Key Takeaways
A combination of strong earnings, record shareholder returns, and resilience to falling interest rates has propelled European bank stocks to their highest levels in over a decade.
European bank stocks are on track for their best year-end performance in over a decade, driven by lender resilience amid falling interest rates and strong shareholder returns.
The Euro Stoxx Banks Index is going to exceed 142 by year’s end, its highest level since 2010, reflecting a 20% surge in 2024.
Despite concerns about rate cuts’ impact on profitability, stock prices remain robust.

Though mergers, acquisitions, and loan growth have slowed, 2024 has been highly profitable for European banks, benefiting from higher rates and effective risk management.
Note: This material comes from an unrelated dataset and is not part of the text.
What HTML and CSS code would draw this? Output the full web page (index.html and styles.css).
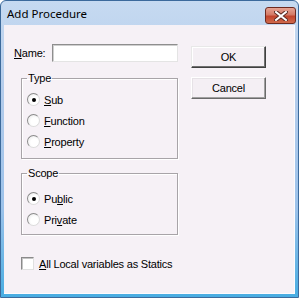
FILE: index.html
```html
<!DOCTYPE html>
<html lang="en">
  <head>
    <title>Add Procedure</title>
    <link rel="stylesheet" href="styles.css">
  </head>
  <body>
    <div class="window">
      <div class="titlebar">
        <span class="title">Add Procedure</span>
        <div class="close-btn">
          <svg width="14" height="10" viewBox="0 0 14 10">
            <path d="M2 1 L12 9 M12 1 L2 9" stroke="#5a2a22" stroke-width="4" stroke-linecap="square" />
            <path d="M2 1 L12 9 M12 1 L2 9" stroke="#ffffff" stroke-width="2" stroke-linecap="square" />
          </svg>
        </div>
      </div>

      <div class="client">
        <div class="main-col">
          <div class="name-row">
            <label class="name-label"><u>N</u>ame:</label>
            <input type="text" class="name-input" />
          </div>

          <fieldset class="group type-group">
            <legend>Type</legend>
            <div class="option"><span class="radio checked"></span><span><u>S</u>ub</span></div>
            <div class="option"><span class="radio"></span><span><u>F</u>unction</span></div>
            <div class="option"><span class="radio"></span><span><u>P</u>roperty</span></div>
          </fieldset>

          <fieldset class="group scope-group">
            <legend>Scope</legend>
            <div class="option"><span class="radio checked"></span><span>Pu<u>b</u>lic</span></div>
            <div class="option"><span class="radio"></span><span>Pri<u>v</u>ate</span></div>
          </fieldset>

          <div class="check-row">
            <span class="checkbox"></span>
            <span><u>A</u>ll Local variables as Statics</span>
          </div>
        </div>

        <div class="side-col">
          <div class="btn default">OK</div>
          <div class="btn">Cancel</div>
        </div>
      </div>
    </div>
  </body>
</html>
```

FILE: styles.css
```css
body {
  margin: 0;
  padding: 0;
  font-family: "Liberation Sans", Arial, sans-serif;
  font-size: 11px;
  letter-spacing: -0.2px;
  color: #000;
  background: #fff;
}

.window {
  width: 299px;
  height: 298px;
  box-sizing: border-box;
  border: 1px solid #3c6a9c;
  border-radius: 6px 6px 0 0;
  padding: 0 3px 3px 3px;
  background: linear-gradient(#c6daf1, #b4cceb 30%, #9cc2ea 70%, #48ade2);
  display: flex;
  flex-direction: column;
}

.titlebar {
  height: 24px;
  display: flex;
  align-items: center;
  justify-content: space-between;
  padding-left: 3px;
}

.title {
  font-family: "Noto Sans", sans-serif;
  font-size: 11.5px;
  letter-spacing: 0;
  color: #000;
  margin-top: 1px;
}

.close-btn {
  width: 29px;
  height: 15px;
  margin-top: 5px;
  margin-right: -1px;
  border: 1px solid #6e2a20;
  border-radius: 3px;
  background: linear-gradient(#e6a494, #d47a66 45%, #c2442c 55%, #d06a4c);
  display: flex;
  align-items: center;
  justify-content: center;
}

.client {
  flex: 1;
  background: #f6f1f6;
  border-right: 1px solid #fdfbfd;
  border-bottom: 1px solid #fdfbfd;
  display: flex;
}

.main-col {
  width: 164px;
  padding: 19px 0 0 10px;
}

.name-row {
  display: flex;
  align-items: center;
  gap: 7px;
}

.name-input {
  width: 126px;
  height: 18px;
  box-sizing: border-box;
  margin: 0;
  border: 1px solid;
  border-color: #8e8e8e #e4e4e4 #e4e4e4 #8e8e8e;
  box-shadow: inset 1px 1px 0 #cfcfcf;
  background: #fff;
  outline: none;
}

.group {
  margin: 0 0 0 7px;
  width: 157px;
  box-sizing: border-box;
  border: 1px solid #a8a4a8;
  box-shadow: inset 1px 1px 0 #fff, 1px 1px 0 #fff;
  padding: 0 0 0 5px;
  min-width: 0;
}

.group legend {
  padding: 0 1px;
  line-height: 13px;
}

.type-group {
  margin-top: 10px;
  padding-top: 4px;
  padding-bottom: 6px;
}

.scope-group {
  margin-top: 8px;
  padding-top: 8px;
  padding-bottom: 4px;
}

.option {
  height: 21px;
  display: flex;
  align-items: center;
  gap: 4px;
}

.radio {
  width: 13px;
  height: 13px;
  box-sizing: border-box;
  border-radius: 50%;
  border: 1px solid;
  border-color: #8a8a8a #dcdcdc #dcdcdc #8a8a8a;
  background: radial-gradient(circle at 60% 60%, #fff 40%, #e4e4e4);
  display: flex;
  align-items: center;
  justify-content: center;
}

.radio.checked::after {
  content: "";
  width: 4px;
  height: 4px;
  border-radius: 50%;
  background: #000;
}

.check-row {
  margin: 22px 0 0 7px;
  display: flex;
  align-items: center;
  gap: 5px;
  white-space: nowrap;
}

.checkbox {
  width: 13px;
  height: 13px;
  box-sizing: border-box;
  border: 1px solid;
  border-color: #8a8a8a #e0e0e0 #e0e0e0 #8a8a8a;
  box-shadow: inset 1px 1px 0 #c4c4c4;
  background: #fff;
}

.side-col {
  padding: 21px 0 0 13px;
  display: flex;
  flex-direction: column;
  gap: 9px;
}

.btn {
  width: 75px;
  height: 22px;
  box-sizing: border-box;
  border: 1px solid;
  border-color: #fff #6a6a6a #6a6a6a #fff;
  box-shadow: inset -1px -1px 0 #a0a0a0, inset 1px 1px 0 #e6e2e6;
  background: #f4eff4;
  display: flex;
  align-items: center;
  justify-content: center;
}

.btn.default {
  border-color: #e8e8e8 #404040 #404040 #e8e8e8;
  box-shadow: inset -1px -1px 0 #707070, inset 1px 1px 0 #fff;
}
```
Citigroup estimates an average sector return on equity of 13%, enabling record capital returns to shareholders.
This return percentage addresses investor concerns over past dividend restrictions and windfall taxes.
UniCredit emerged as the Eurozone’s top-performing large bank stock, soaring over 50% this year.
Last month, UniCredit’s bid for domestic competitor Banco BPM was rejected, though it acquired a significant stake in Germany’s Commerzbank.

Italy’s Intesa Sanpaolo recorded a gain of more than 40%, while Germany’s Deutsche Bank saw its shares rise by over 30%.
On the downside, the French bank BNP Paribas shares fell by nearly 8%, making it one of the sector’s weakest performers.
For the future, Citi analysts predict a slight decline in net interest income across the sector in 2025.
This is due to structural hedges that only partially counterbalance lower rates.
Citi analysts noted that in 2024, European and U.S. banks performed similarly until the U.S. elections.
Trump’s victory spurred U.S. bank outperformance, driven by expectations of deregulation, tax cuts, and fiscal stimulus.
On the other hand, ECB Supervisory Board member Anneli Tuominen emphasized the resilience of European banks.
She highlighted stronger capital buffers and reduced non-performing assets.
However, Tuominen warned against relaxing capital requirements despite calls for competitiveness, advocating instead for streamlined regulations.
Regarding mergers, Tuominen called for harmonizing EU banking regulations and advancing the European Deposit Insurance Scheme (EDIS) to foster cross-border consolidation.